I would discourage passing around streams in teams with little experience with Java 8. If we decide to apply side effects during the pipeline, I would avoid any side effect that implies some kind of locking or coordination between threads. That said, I would recommend experimenting with these ideas in your spare time, as I found that the best way of learning is by applying the core ideas of Java 8 Streams:

  • No storage. A stream is not a data structure that stores elements; instead, it conveys elements from a source such as a data structure, an array, a generator function, or an I/O channel, through a pipeline of computational operations.

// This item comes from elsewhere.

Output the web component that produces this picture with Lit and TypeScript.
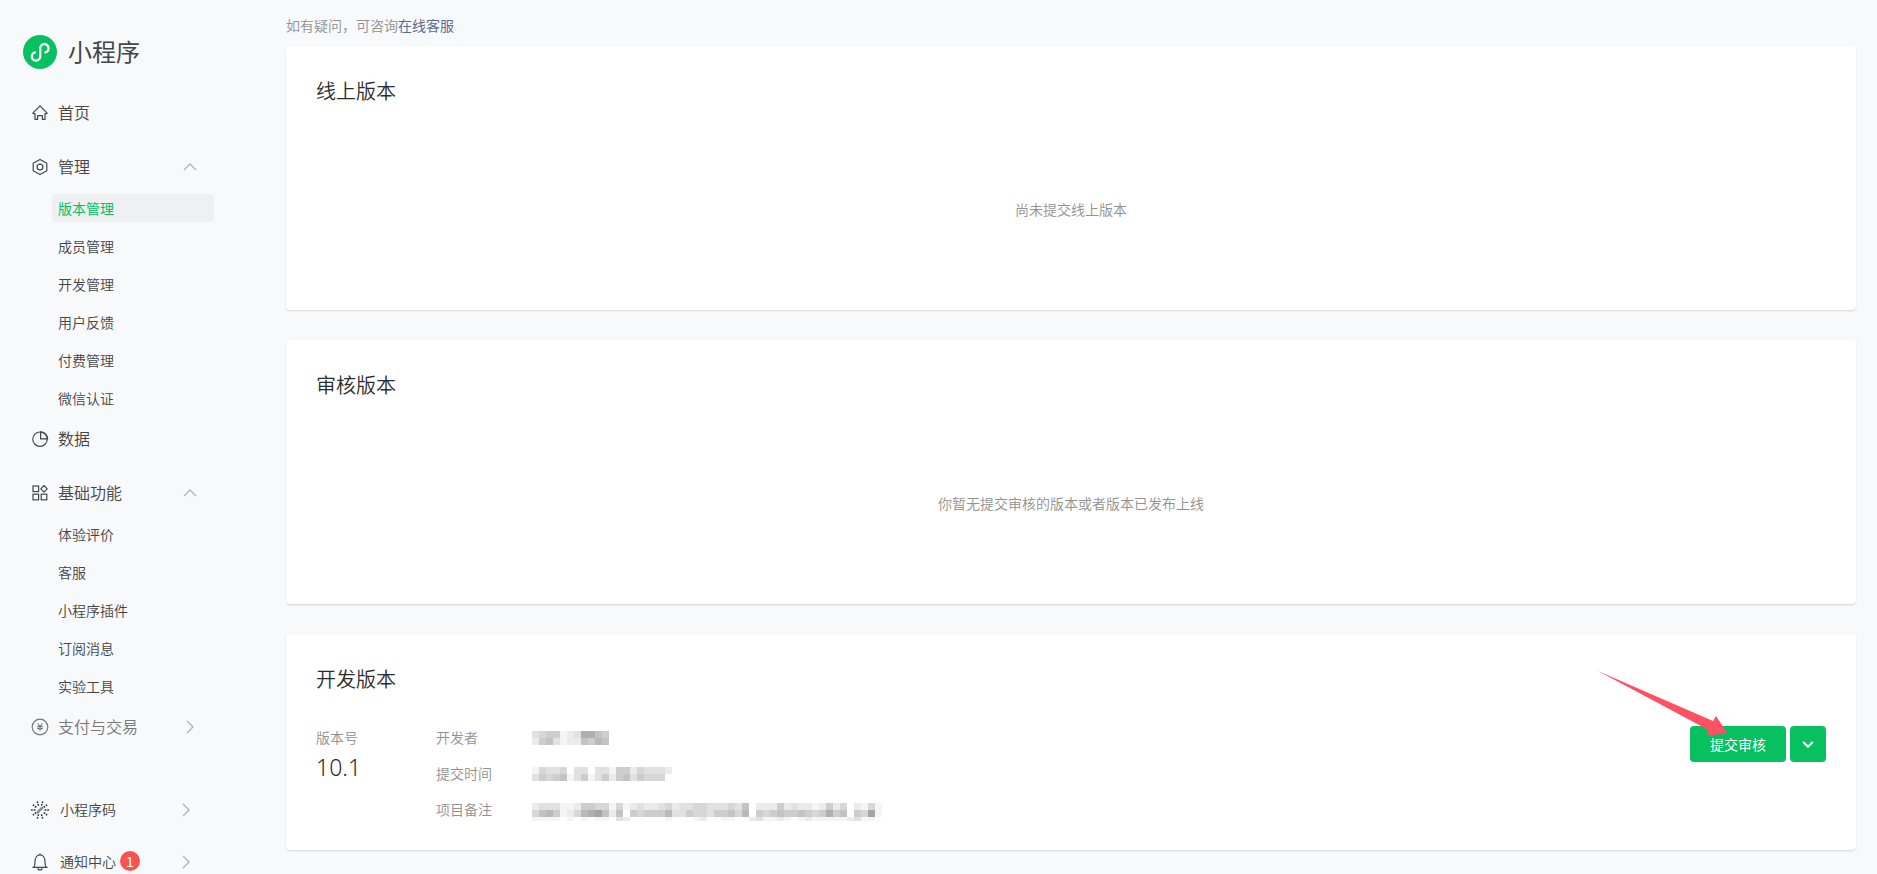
import { LitElement, html, css, svg, nothing } from "lit";
import { customElement, property, state } from "lit/decorators.js";

const spokes = Array.from({ length: 10 }, (_, i) => i * 36);

const icons: Record<string, unknown> = {
  home: svg`<path d="M8 .9 15.2 8.1l-.6.6H13v5.7H10.400V10.700H5.600v3.700H3V8.700H1.400l-.6-.6z" stroke-linejoin="round"/>`,
  manage: svg`<path d="M8 .4 14.800 4.200v7.600L8 15.600 1.200 11.800V4.200z" stroke-linejoin="round"/><circle cx="8" cy="8" r="2.900"/>`,
  data: svg`<circle cx="8" cy="8.200" r="7.200"/><path d="M8.600.8v7h7A7 7 0 0 0 8.600.8z"/>`,
  grid: svg`<rect x="1" y="1" width="5.600" height="5.600"/><rect x="1" y="9.200" width="5.600" height="5.600"/><rect x="9.200" y="9.200" width="5.600" height="5.600"/><path d="M12 .5 15.200 3.800 12 7.100 8.800 3.800z" stroke-linejoin="round"/>`,
  pay: svg`<circle cx="8" cy="8" r="7.800"/><path d="M5.600 4.500 8 7.500l2.400-3M8 7.500v4.300M5.200 7.700h5.600M5.200 9.600h5.600"/>`,
  code: svg`${spokes.map(
    (a) => svg`<path d="M12.600 8h1.700M15.300 8h1.600" stroke="#2b2b2c" stroke-width="1.500" transform=${`rotate(${a} 8 8)`}/>`
  )}<path d="M5.700 10.300 10.300 5.800" stroke="#8b8c8e" stroke-width="2.600" stroke-linecap="round"/>`,
  bell: svg`<path d="M8-.4v1.300M.4 13.400h15.200M2 13.400c1-1.700 1-3.200 1-5.700C3 3.600 5.200.9 8 .9s5 2.700 5 6.800c0 2.500 0 4 1 5.700M5.900 14.200a2.100 1.700 0 0 0 4.200 0" stroke-linejoin="round"/>`,
};

@customElement("line-icon")
class LineIcon extends LitElement {
  @property() name = "";
  static styles = css`
    :host { display: flex; flex: none; }
    svg { width: 16px; height: 16px; fill: none; stroke: currentColor; stroke-width: 1.2; overflow: visible; }
  `;
  render() {
    return html`<svg viewBox="0 0 16 16" aria-hidden="true">${icons[this.name]}</svg>`;
  }
}

@customElement("chevron-icon")
class ChevronIcon extends LitElement {
  @property() dir = "right";
  static styles = css`
    :host { display: flex; flex: none; }
    svg { width: 14px; height: 14px; fill: none; stroke: currentColor; }
  `;
  render() {
    const d = this.dir === "up" ? "M1 10 7 4l6 6" : this.dir === "down" ? "M2.200 5 7 9.800 11.800 5" : "M4 1l6 6-6 6";
    return html`<svg viewBox="0 0 14 14" aria-hidden="true"><path d=${d} stroke-width=${this.dir === "down" ? 2 : 1.4}></path></svg>`;
  }
}

/* Hidden value: each character is one grey level of a 7px cell, 0 is blank and 9 the darkest. */
@customElement("masked-value")
class MaskedValue extends LitElement {
  @property({ attribute: false }) rows: string[] = [];
  @property() label = "";
  static styles = css`
    :host { display: flex; }
    svg { display: block; height: 20px; }
  `;
  render() {
    const cols = Math.max(...this.rows.map((r) => r.length));
    return html`<svg width=${cols * 7} height="20" role="img" aria-label=${this.label} shape-rendering="crispEdges">
      ${this.rows.map((row, y) =>
        [...row].map((c, x) => {
          const level = 255 - Number(c) * 10;
          return c === "0"
            ? nothing
            : svg`<rect x=${x * 7} y=${y * 7} width="7" height=${y === 2 ? 4 : 7} fill=${`rgb(${level},${level},${level})`}/>`;
        })
      )}
    </svg>`;
  }
}

interface NavItem {
  icon: string;
  text: string;
  children?: string[];
  more?: boolean;
}

const nav: NavItem[] = [
  { icon: "home", text: "首页" },
  { icon: "manage", text: "管理", children: ["版本管理", "成员管理", "开发管理", "用户反馈", "付费管理", "微信认证"] },
  { icon: "data", text: "数据" },
  { icon: "grid", text: "基础功能", children: ["体验评价", "客服", "小程序插件", "订阅消息", "实验工具"] },
  { icon: "pay", text: "支付与交易", more: true },
];

const details = [
  { label: "开发者", rows: ["34551238865", "25631226576"] },
  { label: "提交时间", rows: ["14334033033155243332", "35456135135256354440"] },
  {
    label: "项目备注",
    rows: [
      "23331125544141232234233443334360222523221252402141",
      "46751247896260545557335443556470545655654585605491",
      "11110101011032000001000120011002311210121111123110",
    ],
  },
];

@customElement("app-root")
class AppRoot extends LitElement {
  @state() private current = "版本管理";
  @state() private closed: string[] = [];

  static styles = css`
    :host {
      display: grid;
      grid-template-columns: 286px minmax(0, 1fr);
      height: 100vh;
      overflow: hidden;
      background: #f8f9fb;
      color: #2c2c2c;
      font-family: "Noto Sans CJK SC", sans-serif;
      font-size: 14px;
      font-weight: 350;
      line-height: 20px;
    }
    * { box-sizing: border-box; }
    a { color: inherit; text-decoration: none; }
    button { border: 0; margin: 0; padding: 0; background: none; color: inherit; font: inherit; cursor: pointer; }
    h1, h2, p, dl, dd, ul { margin: 0; padding: 0; font-weight: inherit; }
    ul { list-style: none; }

    .side { height: 100vh; overflow: hidden; color: #444547; }
    .brand { display: flex; align-items: center; gap: 11px; padding: 35px 0 17px 23px; }
    .brand svg { width: 34px; height: 34px; }
    .brand h1 { padding-bottom: 2px; font-size: 24px; line-height: 32px; font-weight: 400; }
    .row { display: flex; align-items: center; gap: 10px; width: 100%; height: 54px; padding: 0 89px 0 32px; font-size: 16px; text-align: left; }
    .row > span { padding-bottom: 2px; }
    .row chevron-icon { margin-left: auto; color: #b2b3b5; }
    .row.faded { color: #77787a; }
    .sub { display: flex; flex-direction: column; gap: 10px; padding: 0 72px 0 52px; }
    .sub a { display: block; padding: 0 6px; border-radius: 4px; line-height: 28px; }
    .sub a.on { background: #eff0f2; color: #07c160; font-weight: 400; }
    .tools { padding-top: 30px; }
    .tools .row { height: 52px; gap: 12px; padding-right: 93px; font-size: 14px; }
    .label { display: flex; align-items: center; gap: 4px; }
    .badge { width: 20px; border-radius: 50%; background: #fa5151; color: #fff; font-weight: 400; line-height: 20px; text-align: center; }

    .main { padding: 15px 21px 24px 0; }
    .hint { margin-bottom: 11px; color: #919191; }
    .hint a { color: #576b95; font-weight: 400; }
    .cards { display: flex; flex-direction: column; gap: 30px; }
    .card { display: flex; flex-direction: column; min-height: 264px; padding: 30px 30px 0; border-radius: 4px; background: #fff; box-shadow: 0 1px 2px rgba(0, 0, 0, 0.14); }
    .card h2 { padding-bottom: 2px; font-size: 20px; line-height: 30px; }
    .empty { display: flex; flex: 1; align-items: center; justify-content: center; color: #919191; }
    .card.dev { min-height: 0; padding-bottom: 30px; }
    .body { display: flex; align-items: flex-start; padding-top: 30px; }
    .version { width: 120px; }
    .version dt, .info dt { color: #919191; line-height: 22px; }
    .version dd { font-family: "Noto Sans", sans-serif; font-size: 23px; line-height: 38px; }
    .info { display: grid; grid-template-columns: 96px 1fr; row-gap: 14px; flex: 1; }
    .info dd { display: flex; height: 22px; padding-top: 5px; }
    .actions { position: relative; display: flex; gap: 4px; }
    .btn { display: flex; align-items: center; justify-content: center; height: 36px; border-radius: 4px; background: #07c160; color: #fff; font-weight: 400; }
    .submit { width: 96px; }
    .more { width: 36px; }
    .pointer { position: absolute; right: 98px; top: -55px; width: 130px; height: 65px; pointer-events: none; }
  `;

  private toggle(name: string) {
    this.closed = this.closed.includes(name) ? this.closed.filter((n) => n !== name) : [...this.closed, name];
  }

  private pick(e: Event, name: string) {
    e.preventDefault();
    this.current = name;
  }

  private navItem(item: NavItem) {
    if (!item.children) {
      return html`<li>
        <a class="row ${item.more ? "faded" : ""}" href="#" @click=${(e: Event) => this.pick(e, item.text)}>
          <line-icon name=${item.icon}></line-icon><span>${item.text}</span>
          ${item.more ? html`<chevron-icon></chevron-icon>` : nothing}
        </a>
      </li>`;
    }
    const open = !this.closed.includes(item.text);
    return html`<li>
      <button class="row" aria-expanded=${open} @click=${() => this.toggle(item.text)}>
        <line-icon name=${item.icon}></line-icon><span>${item.text}</span>
        <chevron-icon dir=${open ? "up" : "right"}></chevron-icon>
      </button>
      ${open
        ? html`<ul class="sub">
            ${item.children.map(
              (c) => html`<li><a class=${c === this.current ? "on" : ""} href="#" @click=${(e: Event) => this.pick(e, c)}>${c}</a></li>`
            )}
          </ul>`
        : nothing}
    </li>`;
  }

  render() {
    return html`
      <aside class="side">
        <div class="brand">
          <svg viewBox="0 0 34 34" aria-hidden="true">
            <circle cx="17" cy="17" r="17" fill="#07c160" />
            <path d="M12 17.300A4.200 4.200 0 1 0 17.200 21.200V13.400A4.200 4.200 0 1 1 22.400 17.300" fill="none" stroke="#fff" stroke-width="2.300" stroke-linecap="round" />
          </svg>
          <h1>小程序</h1>
        </div>
        <nav><ul>${nav.map((i) => this.navItem(i))}</ul></nav>
        <div class="tools">
          <a class="row" href="#"><line-icon name="code"></line-icon><span>小程序码</span><chevron-icon></chevron-icon></a>
          <a class="row" href="#">
            <line-icon name="bell"></line-icon>
            <span class="label">通知中心<span class="badge">1</span></span>
            <chevron-icon></chevron-icon>
          </a>
        </div>
      </aside>
      <main class="main">
        <p class="hint">如有疑问，可咨询<a href="#">在线客服</a></p>
        <div class="cards">
          <section class="card">
            <h2>线上版本</h2>
            <p class="empty">尚未提交线上版本</p>
          </section>
          <section class="card">
            <h2>审核版本</h2>
            <p class="empty">你暂无提交审核的版本或者版本已发布上线</p>
          </section>
          <section class="card dev">
            <h2>开发版本</h2>
            <div class="body">
              <dl class="version"><dt>版本号</dt><dd>10.1</dd></dl>
              <dl class="info">
                ${details.map((d) => html`<dt>${d.label}</dt><dd><masked-value label=${d.label} .rows=${d.rows}></masked-value></dd>`)}
              </dl>
              <div class="actions">
                <button class="btn submit">提交审核</button>
                <button class="btn more" aria-label="更多操作"><chevron-icon dir="down"></chevron-icon></button>
                <svg class="pointer" viewBox="0 0 130 65" aria-hidden="true">
                  <path d="M0 0 115 50 118 45 129.500 62.500 109 64.500 110.500 59z" fill="#ff5162" />
                </svg>
              </div>
            </div>
          </section>
        </div>
      </main>
    `;
  }
}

  • Functional in nature. An operation on a stream produces a result, but does not modify its source. For example, filtering a Stream obtained from a collection produces a new Stream without the filtered elements, rather than removing elements from the source collection.
  • Laziness-seeking. Many stream operations, such as filtering, mapping, or duplicate removal, can be implemented lazily, exposing opportunities for optimization. For example, "find the first String with three consecutive vowels" need not examine all the input strings. Stream operations are divided into intermediate (Stream-producing) operations and terminal (value- or side-effect-producing) operations. Intermediate operations are always lazy.
  • Possibly unbounded. While collections have a finite size, streams need not. Short-circuiting operations such as limit(n) or findFirst() can allow computations on infinite streams to complete in finite time.
  • Consumable. The elements of a stream are only visited once during the life of a stream. Like an Iterator, a new stream must be generated to revisit the same elements of the source.